(Supplied information):
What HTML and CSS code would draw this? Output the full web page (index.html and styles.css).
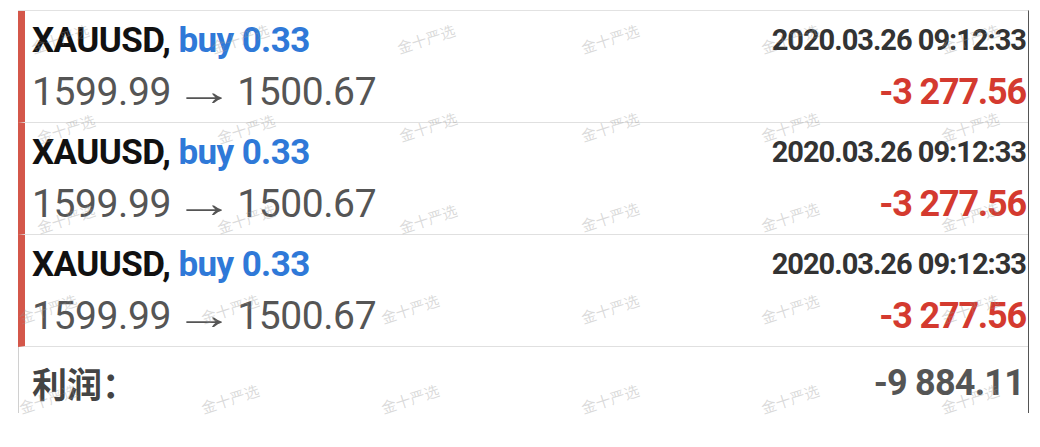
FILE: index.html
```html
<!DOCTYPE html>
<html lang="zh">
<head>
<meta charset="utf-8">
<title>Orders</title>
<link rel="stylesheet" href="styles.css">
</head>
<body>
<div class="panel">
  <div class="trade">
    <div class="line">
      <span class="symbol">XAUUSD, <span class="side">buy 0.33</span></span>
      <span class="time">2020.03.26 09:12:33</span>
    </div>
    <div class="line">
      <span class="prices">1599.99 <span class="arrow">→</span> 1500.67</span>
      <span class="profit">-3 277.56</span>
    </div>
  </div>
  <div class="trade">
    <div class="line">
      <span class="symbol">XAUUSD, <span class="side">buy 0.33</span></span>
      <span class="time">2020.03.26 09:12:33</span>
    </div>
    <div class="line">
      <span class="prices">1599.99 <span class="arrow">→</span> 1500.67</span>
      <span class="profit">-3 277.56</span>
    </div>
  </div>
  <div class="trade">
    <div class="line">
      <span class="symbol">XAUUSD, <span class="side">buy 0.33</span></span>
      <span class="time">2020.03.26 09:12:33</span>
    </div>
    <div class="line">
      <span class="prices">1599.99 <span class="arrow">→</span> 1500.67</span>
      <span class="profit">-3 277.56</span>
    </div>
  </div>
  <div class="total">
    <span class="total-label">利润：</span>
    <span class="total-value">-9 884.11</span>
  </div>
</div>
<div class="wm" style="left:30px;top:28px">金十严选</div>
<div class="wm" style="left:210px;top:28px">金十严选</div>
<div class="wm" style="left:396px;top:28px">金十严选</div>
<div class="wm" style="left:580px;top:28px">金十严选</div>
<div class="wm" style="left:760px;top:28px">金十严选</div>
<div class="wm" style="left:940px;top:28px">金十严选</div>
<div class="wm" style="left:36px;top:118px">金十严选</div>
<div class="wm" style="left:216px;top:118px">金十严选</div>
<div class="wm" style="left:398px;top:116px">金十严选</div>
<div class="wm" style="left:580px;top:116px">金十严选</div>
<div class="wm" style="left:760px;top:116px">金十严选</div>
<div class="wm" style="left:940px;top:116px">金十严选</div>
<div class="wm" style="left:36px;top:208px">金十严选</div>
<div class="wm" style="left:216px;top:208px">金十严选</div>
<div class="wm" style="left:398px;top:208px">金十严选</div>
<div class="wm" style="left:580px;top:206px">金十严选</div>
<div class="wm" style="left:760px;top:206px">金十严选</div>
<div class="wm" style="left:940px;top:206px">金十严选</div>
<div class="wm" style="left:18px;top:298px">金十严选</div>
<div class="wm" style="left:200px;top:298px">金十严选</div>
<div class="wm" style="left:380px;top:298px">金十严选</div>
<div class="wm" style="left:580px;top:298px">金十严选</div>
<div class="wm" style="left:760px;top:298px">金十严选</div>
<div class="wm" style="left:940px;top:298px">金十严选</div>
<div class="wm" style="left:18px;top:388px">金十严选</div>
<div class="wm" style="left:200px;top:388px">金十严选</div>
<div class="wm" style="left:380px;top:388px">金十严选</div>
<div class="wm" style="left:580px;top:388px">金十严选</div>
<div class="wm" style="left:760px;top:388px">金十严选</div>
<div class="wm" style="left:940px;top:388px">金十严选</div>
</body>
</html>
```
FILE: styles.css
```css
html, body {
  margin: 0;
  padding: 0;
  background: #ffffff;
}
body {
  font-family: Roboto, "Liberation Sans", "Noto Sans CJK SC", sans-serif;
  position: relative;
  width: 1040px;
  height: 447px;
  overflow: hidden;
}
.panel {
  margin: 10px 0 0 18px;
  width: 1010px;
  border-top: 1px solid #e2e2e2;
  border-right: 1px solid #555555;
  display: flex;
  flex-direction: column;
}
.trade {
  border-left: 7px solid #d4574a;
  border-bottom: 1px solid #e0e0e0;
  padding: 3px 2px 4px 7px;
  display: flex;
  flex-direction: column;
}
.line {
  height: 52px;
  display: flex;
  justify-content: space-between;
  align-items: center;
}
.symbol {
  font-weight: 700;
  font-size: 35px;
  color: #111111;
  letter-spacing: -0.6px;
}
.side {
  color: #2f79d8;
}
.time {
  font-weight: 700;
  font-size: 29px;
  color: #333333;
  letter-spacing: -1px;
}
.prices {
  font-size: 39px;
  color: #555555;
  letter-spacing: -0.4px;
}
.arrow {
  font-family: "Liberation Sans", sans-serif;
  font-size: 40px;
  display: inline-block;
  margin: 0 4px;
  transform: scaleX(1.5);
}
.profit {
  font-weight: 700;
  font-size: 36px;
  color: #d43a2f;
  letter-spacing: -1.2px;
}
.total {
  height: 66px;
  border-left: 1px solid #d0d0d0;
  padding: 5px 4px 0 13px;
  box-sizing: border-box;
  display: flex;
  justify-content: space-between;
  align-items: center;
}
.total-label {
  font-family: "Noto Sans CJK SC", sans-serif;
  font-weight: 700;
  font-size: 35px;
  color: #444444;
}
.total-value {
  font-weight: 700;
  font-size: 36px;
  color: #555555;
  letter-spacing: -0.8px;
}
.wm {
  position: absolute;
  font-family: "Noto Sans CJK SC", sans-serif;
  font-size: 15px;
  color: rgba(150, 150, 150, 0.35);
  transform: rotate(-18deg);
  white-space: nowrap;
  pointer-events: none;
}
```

(What the task requires):
All of the lines above should be printed exactly, minus the pictures.

(Answer to this exercise):
What HTML and CSS code would draw this? Output the full web page (index.html and styles.css).
FILE: index.html
```html
<!DOCTYPE html>
<html lang="zh">
<head>
<meta charset="utf-8">
<title>Orders</title>
<link rel="stylesheet" href="styles.css">
</head>
<body>
<div class="panel">
  <div class="trade">
    <div class="line">
      <span class="symbol">XAUUSD, <span class="side">buy 0.33</span></span>
      <span class="time">2020.03.26 09:12:33</span>
    </div>
    <div class="line">
      <span class="prices">1599.99 <span class="arrow">→</span> 1500.67</span>
      <span class="profit">-3 277.56</span>
    </div>
  </div>
  <div class="trade">
    <div class="line">
      <span class="symbol">XAUUSD, <span class="side">buy 0.33</span></span>
      <span class="time">2020.03.26 09:12:33</span>
    </div>
    <div class="line">
      <span class="prices">1599.99 <span class="arrow">→</span> 1500.67</span>
      <span class="profit">-3 277.56</span>
    </div>
  </div>
  <div class="trade">
    <div class="line">
      <span class="symbol">XAUUSD, <span class="side">buy 0.33</span></span>
      <span class="time">2020.03.26 09:12:33</span>
    </div>
    <div class="line">
      <span class="prices">1599.99 <span class="arrow">→</span> 1500.67</span>
      <span class="profit">-3 277.56</span>
    </div>
  </div>
  <div class="total">
    <span class="total-label">利润：</span>
    <span class="total-value">-9 884.11</span>
  </div>
</div>
<div class="wm" style="left:30px;top:28px">金十严选</div>
<div class="wm" style="left:210px;top:28px">金十严选</div>
<div class="wm" style="left:396px;top:28px">金十严选</div>
<div class="wm" style="left:580px;top:28px">金十严选</div>
<div class="wm" style="left:760px;top:28px">金十严选</div>
<div class="wm" style="left:940px;top:28px">金十严选</div>
<div class="wm" style="left:36px;top:118px">金十严选</div>
<div class="wm" style="left:216px;top:118px">金十严选</div>
<div class="wm" style="left:398px;top:116px">金十严选</div>
<div class="wm" style="left:580px;top:116px">金十严选</div>
<div class="wm" style="left:760px;top:116px">金十严选</div>
<div class="wm" style="left:940px;top:116px">金十严选</div>
<div class="wm" style="left:36px;top:208px">金十严选</div>
<div class="wm" style="left:216px;top:208px">金十严选</div>
<div class="wm" style="left:398px;top:208px">金十严选</div>
<div class="wm" style="left:580px;top:206px">金十严选</div>
<div class="wm" style="left:760px;top:206px">金十严选</div>
<div class="wm" style="left:940px;top:206px">金十严选</div>
<div class="wm" style="left:18px;top:298px">金十严选</div>
<div class="wm" style="left:200px;top:298px">金十严选</div>
<div class="wm" style="left:380px;top:298px">金十严选</div>
<div class="wm" style="left:580px;top:298px">金十严选</div>
<div class="wm" style="left:760px;top:298px">金十严选</div>
<div class="wm" style="left:940px;top:298px">金十严选</div>
<div class="wm" style="left:18px;top:388px">金十严选</div>
<div class="wm" style="left:200px;top:388px">金十严选</div>
<div class="wm" style="left:380px;top:388px">金十严选</div>
<div class="wm" style="left:580px;top:388px">金十严选</div>
<div class="wm" style="left:760px;top:388px">金十严选</div>
<div class="wm" style="left:940px;top:388px">金十严选</div>
</body>
</html>
```
FILE: styles.css
```css
html, body {
  margin: 0;
  padding: 0;
  background: #ffffff;
}
body {
  font-family: Roboto, "Liberation Sans", "Noto Sans CJK SC", sans-serif;
  position: relative;
  width: 1040px;
  height: 447px;
  overflow: hidden;
}
.panel {
  margin: 10px 0 0 18px;
  width: 1010px;
  border-top: 1px solid #e2e2e2;
  border-right: 1px solid #555555;
  display: flex;
  flex-direction: column;
}
.trade {
  border-left: 7px solid #d4574a;
  border-bottom: 1px solid #e0e0e0;
  padding: 3px 2px 4px 7px;
  display: flex;
  flex-direction: column;
}
.line {
  height: 52px;
  display: flex;
  justify-content: space-between;
  align-items: center;
}
.symbol {
  font-weight: 700;
  font-size: 35px;
  color: #111111;
  letter-spacing: -0.6px;
}
.side {
  color: #2f79d8;
}
.time {
  font-weight: 700;
  font-size: 29px;
  color: #333333;
  letter-spacing: -1px;
}
.prices {
  font-size: 39px;
  color: #555555;
  letter-spacing: -0.4px;
}
.arrow {
  font-family: "Liberation Sans", sans-serif;
  font-size: 40px;
  display: inline-block;
  margin: 0 4px;
  transform: scaleX(1.5);
}
.profit {
  font-weight: 700;
  font-size: 36px;
  color: #d43a2f;
  letter-spacing: -1.2px;
}
.total {
  height: 66px;
  border-left: 1px solid #d0d0d0;
  padding: 5px 4px 0 13px;
  box-sizing: border-box;
  display: flex;
  justify-content: space-between;
  align-items: center;
}
.total-label {
  font-family: "Noto Sans CJK SC", sans-serif;
  font-weight: 700;
  font-size: 35px;
  color: #444444;
}
.total-value {
  font-weight: 700;
  font-size: 36px;
  color: #555555;
  letter-spacing: -0.8px;
}
.wm {
  position: absolute;
  font-family: "Noto Sans CJK SC", sans-serif;
  font-size: 15px;
  color: rgba(150, 150, 150, 0.35);
  transform: rotate(-18deg);
  white-space: nowrap;
  pointer-events: none;
}
```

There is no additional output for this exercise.